* EXERCISE BRIEF *
Show all lines holding the string "this".

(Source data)

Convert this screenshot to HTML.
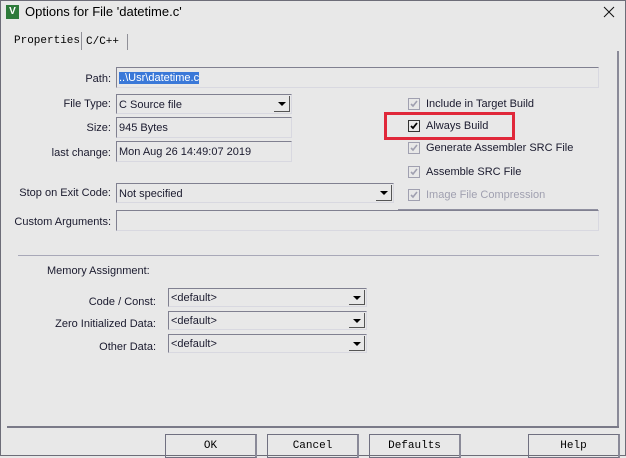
<!DOCTYPE html>
<html><head><style>
*{box-sizing:border-box}
body{margin:0;width:626px;height:456px;overflow:hidden;background:#e8e8e8;font-family:"Liberation Sans",sans-serif;font-size:11px;color:#1a1a2e;position:relative}
.a{position:absolute}
.lbl{position:absolute;text-align:right;white-space:nowrap;margin-top:1px}
.box{position:absolute;border-top:1px solid #808090;border-left:1px solid #808090;border-right:1px solid #d8d8e0;border-bottom:1px solid #d8d8e0;background:#e8e8e8;padding:2px 2px 0;white-space:nowrap;line-height:16px}
.arr{position:absolute;right:1px;top:1px;bottom:1px;width:16px;border-right:1px solid #555;border-bottom:1px solid #555;background:#e8e8e8}
.arr:after{content:"";position:absolute;left:4px;top:6px;border-left:4px solid transparent;border-right:4px solid transparent;border-top:4px solid #000}
.cb{position:absolute;width:12px;height:12px;border:1px solid #a0a0b0;background:#e8e8e8}
.cb svg{position:absolute;left:0;top:0}
.ct{position:absolute;white-space:nowrap;margin-top:1px}
.btn{position:absolute;top:434px;height:24px;width:92px;border:1px solid #707080;border-right:2px solid #8a8a98;text-align:center;font-family:"Liberation Mono",monospace;font-size:11px;line-height:22px;color:#000}
</style></head><body>
<div class="a" style="left:0;top:0;width:626px;height:456px;border:1px solid #6d6d78"></div>
<div class="a" style="left:6px;top:5px;width:13px;height:14px;background:#2d7a3a;color:#fff;font-size:10px;font-weight:bold;line-height:14px;text-align:center">V</div>
<div class="a" style="left:25px;top:4px;font-size:13px;color:#000">Options for File 'datetime.c'</div>
<svg class="a" style="left:603px;top:6px" width="12" height="12"><path d="M1 1L11 11M11 1L1 11" stroke="#111" stroke-width="1"/></svg>
<div class="a" style="left:14px;top:35px;font-family:'Liberation Mono',monospace;font-size:11px;color:#000">Properties</div>
<div class="a" style="left:81px;top:32px;width:1px;height:18px;background:#909098"></div>
<div class="a" style="left:86px;top:36px;font-family:'Liberation Mono',monospace;font-size:11px;color:#000">C/C++</div>
<div class="a" style="left:127px;top:34px;width:1px;height:16px;background:#909098"></div>
<div class="a" style="left:617px;top:51px;width:2px;height:377px;background:#8a8a98"></div>
<div class="a" style="left:7px;top:426px;width:612px;height:2px;background:#7a7a88"></div>

<div class="lbl" style="right:515px;top:72px">Path:</div>
<div class="box" style="left:116px;top:67px;width:483px;height:21px"><span style="background:#3a78d8;color:#fff">..\Usr\datetime.c</span></div>
<div class="lbl" style="right:515px;top:97px">File Type:</div>
<div class="box" style="left:116px;top:94px;width:176px;height:20px">C Source file<div class="arr"></div></div>
<div class="lbl" style="right:515px;top:121px">Size:</div>
<div class="box" style="left:116px;top:117px;width:176px;height:21px">945 Bytes</div>
<div class="lbl" style="right:515px;top:146px">last change:</div>
<div class="box" style="left:116px;top:141px;width:176px;height:21px">Mon Aug 26 14:49:07 2019</div>
<div class="lbl" style="right:515px;top:186px">Stop on Exit Code:</div>
<div class="box" style="left:116px;top:183px;width:278px;height:20px">Not specified<div class="arr"></div></div>
<div class="lbl" style="right:515px;top:215px">Custom Arguments:</div>
<div class="box" style="left:116px;top:210px;width:483px;height:21px"></div>
<div class="a" style="left:398px;top:209px;width:200px;height:1px;background:#9090a0"></div>
<div class="a" style="left:18px;top:255px;width:581px;height:1px;background:#a8a8b8"></div>
<div class="a" style="left:47px;top:265px">Memory Assignment:</div>
<div class="lbl" style="right:470px;top:295px">Code / Const:</div>
<div class="box" style="left:168px;top:288px;width:199px;height:19px;line-height:14px">&lt;default&gt;<div class="arr"></div></div>
<div class="lbl" style="right:470px;top:317px">Zero Initialized Data:</div>
<div class="box" style="left:168px;top:311px;width:199px;height:19px;line-height:14px">&lt;default&gt;<div class="arr"></div></div>
<div class="lbl" style="right:470px;top:340px">Other Data:</div>
<div class="box" style="left:168px;top:334px;width:199px;height:19px;line-height:14px">&lt;default&gt;<div class="arr"></div></div>

<div class="cb" style="left:408px;top:98px"><svg width="10" height="10"><path d="M2 5L4 7L8 2" stroke="#a0a0b0" stroke-width="1.6" fill="none"/></svg></div>
<div class="ct" style="left:426px;top:97px">Include in Target Build</div>
<div class="cb" style="left:408px;top:120px;border-color:#333"><svg width="10" height="10"><path d="M2 5L4 7L8 2" stroke="#000" stroke-width="1.8" fill="none"/></svg></div>
<div class="ct" style="left:426px;top:119px">Always Build</div>
<div class="a" style="left:384px;top:112px;width:131px;height:28px;border:3px solid #e0283a"></div>
<div class="cb" style="left:408px;top:142px"><svg width="10" height="10"><path d="M2 5L4 7L8 2" stroke="#a0a0b0" stroke-width="1.6" fill="none"/></svg></div>
<div class="ct" style="left:426px;top:141px">Generate Assembler SRC File</div>
<div class="cb" style="left:408px;top:166px"><svg width="10" height="10"><path d="M2 5L4 7L8 2" stroke="#a0a0b0" stroke-width="1.6" fill="none"/></svg></div>
<div class="ct" style="left:426px;top:165px">Assemble SRC File</div>
<div class="cb" style="left:408px;top:189px"><svg width="10" height="10"><path d="M2 5L4 7L8 2" stroke="#a0a0b0" stroke-width="1.6" fill="none"/></svg></div>
<div class="ct" style="left:426px;top:188px;color:#a0a0b0">Image File Compression</div>

<div class="btn" style="left:165px">OK</div>
<div class="btn" style="left:267px">Cancel</div>
<div class="btn" style="left:369px">Defaults</div>
<div class="btn" style="left:528px">Help</div>
</body></html>
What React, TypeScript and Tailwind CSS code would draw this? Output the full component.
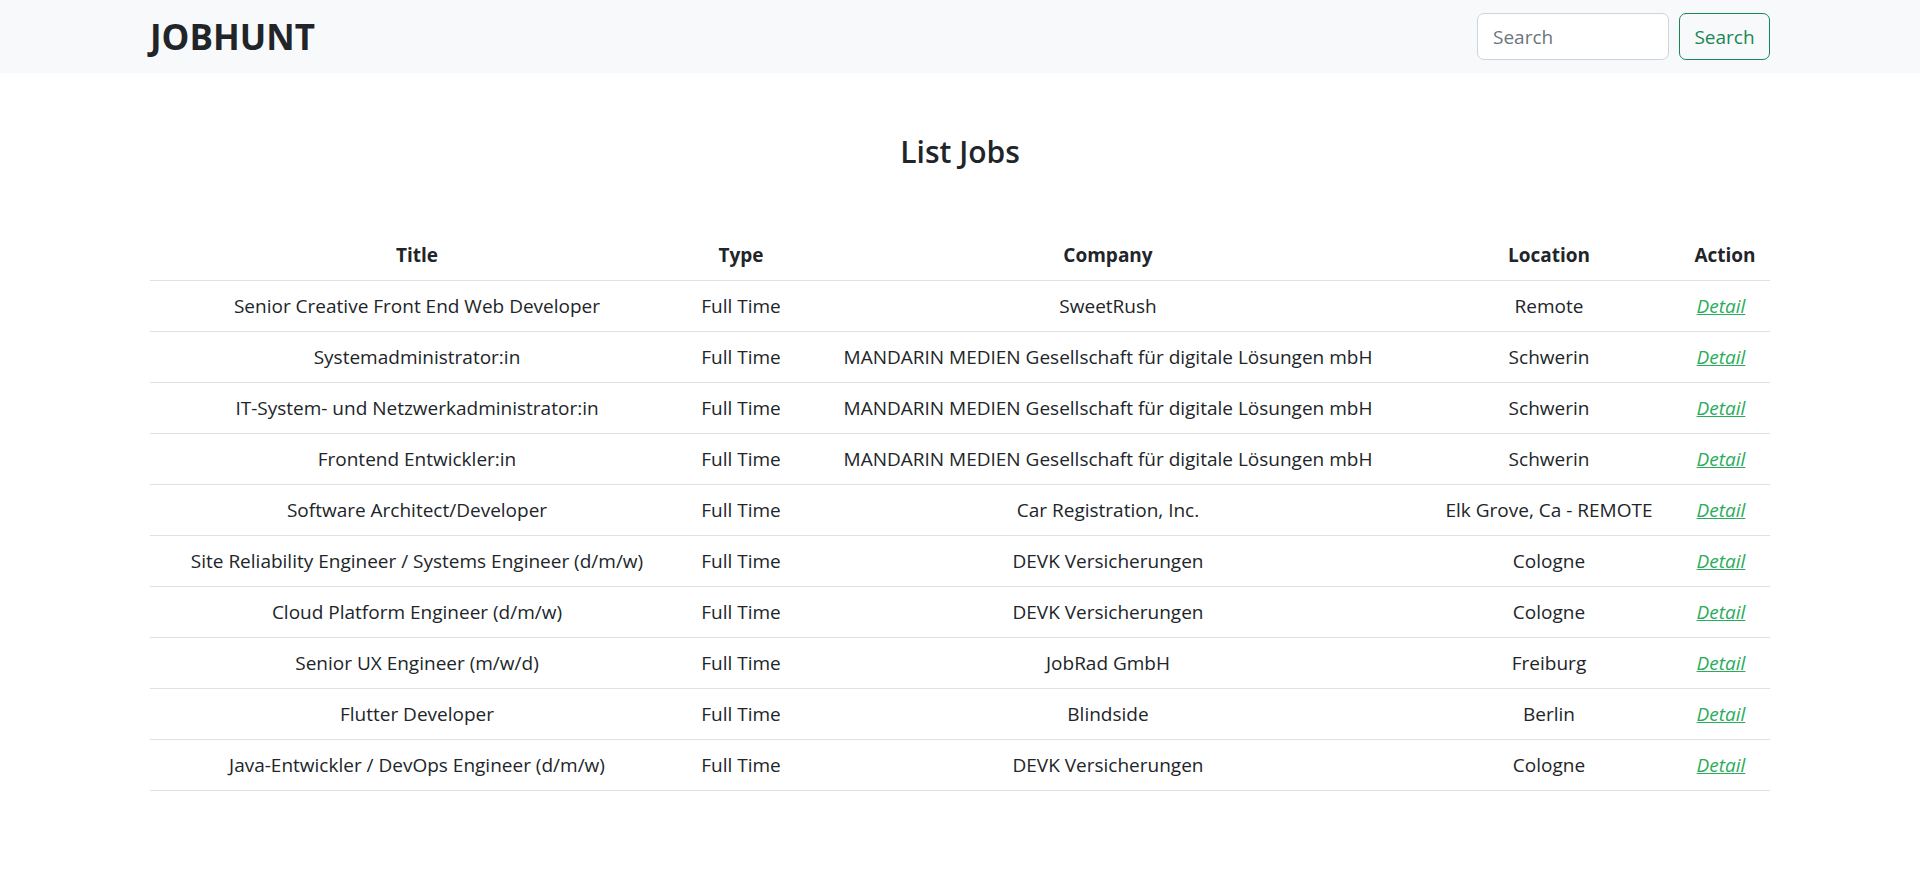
const jobs = [
  { title: "Senior Creative Front End Web Developer", type: "Full Time", company: "SweetRush", location: "Remote" },
  { title: "Systemadministrator:in", type: "Full Time", company: "MANDARIN MEDIEN Gesellschaft für digitale Lösungen mbH", location: "Schwerin" },
  { title: "IT-System- und Netzwerkadministrator:in", type: "Full Time", company: "MANDARIN MEDIEN Gesellschaft für digitale Lösungen mbH", location: "Schwerin" },
  { title: "Frontend Entwickler:in", type: "Full Time", company: "MANDARIN MEDIEN Gesellschaft für digitale Lösungen mbH", location: "Schwerin" },
  { title: "Software Architect/Developer", type: "Full Time", company: "Car Registration, Inc.", location: "Elk Grove, Ca - REMOTE" },
  { title: "Site Reliability Engineer / Systems Engineer (d/m/w)", type: "Full Time", company: "DEVK Versicherungen", location: "Cologne" },
  { title: "Cloud Platform Engineer (d/m/w)", type: "Full Time", company: "DEVK Versicherungen", location: "Cologne" },
  { title: "Senior UX Engineer (m/w/d)", type: "Full Time", company: "JobRad GmbH", location: "Freiburg" },
  { title: "Flutter Developer", type: "Full Time", company: "Blindside", location: "Berlin" },
  { title: "Java-Entwickler / DevOps Engineer (d/m/w)", type: "Full Time", company: "DEVK Versicherungen", location: "Cologne" },
];

export default function App() {
  return (
    <div className="min-h-screen bg-white text-[#212529] text-[19px] leading-[30px] font-['Segoe_UI','Open_Sans',sans-serif]">
      {/* Navbar */}
      <nav className="bg-[#f8f9fa] h-[73px]">
        <div className="w-[1650px] mx-auto px-[15px] h-full flex items-center justify-between">
          <a href="#" className="text-[35px] leading-[42px] font-bold text-[#212529]">JOBHUNT</a>
          <form className="flex gap-[10px]" onSubmit={(e) => e.preventDefault()}>
            <input
              type="search"
              placeholder="Search"
              className="w-[192px] h-[47px] px-[15px] bg-white border border-[#ced4da] rounded-[7px] text-[19px] placeholder:text-[#6c757d] outline-none"
            />
            <button
              type="submit"
              className="w-[91px] h-[47px] border border-[#198754] text-[#198754] rounded-[7px] text-[19px]"
            >
              Search
            </button>
          </form>
        </div>
      </nav>

      {/* Content */}
      <main className="w-[1650px] mx-auto px-[15px]">
        <h4 className="text-center text-[30px] leading-[36px] font-semibold mt-[61px] mb-[60px]">List Jobs</h4>

        <table className="w-full border-collapse text-center">
          <colgroup>
            <col className="w-[534px]" />
            <col className="w-[114px]" />
            <col className="w-[620px]" />
            <col className="w-[262px]" />
            <col className="w-[90px]" />
          </colgroup>
          <thead>
            <tr className="border-b border-[#dee2e6]">
              <th className="py-[10px] px-[10px] font-bold">Title</th>
              <th className="py-[10px] px-[10px] font-bold">Type</th>
              <th className="py-[10px] px-[10px] font-bold">Company</th>
              <th className="py-[10px] px-[10px] font-bold">Location</th>
              <th className="py-[10px] px-[10px] font-bold">Action</th>
            </tr>
          </thead>
          <tbody>
            {jobs.map((job, i) => (
              <tr key={i} className="border-b border-[#dee2e6]">
                <td className="py-[10px] px-[10px]">{job.title}</td>
                <td className="py-[10px] px-[10px]">{job.type}</td>
                <td className="py-[10px] px-[10px]">{job.company}</td>
                <td className="py-[10px] px-[10px]">{job.location}</td>
                <td className="py-[10px] px-[10px]">
                  <a href="#" className="italic underline text-[#2bac5c] pr-[8px]">Detail</a>
                </td>
              </tr>
            ))}
          </tbody>
        </table>
      </main>
    </div>
  );
}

* WRITTEN RESPONSE *
Convert this screenshot to HTML.
What React, TypeScript and Tailwind CSS code would draw this? Output the full component.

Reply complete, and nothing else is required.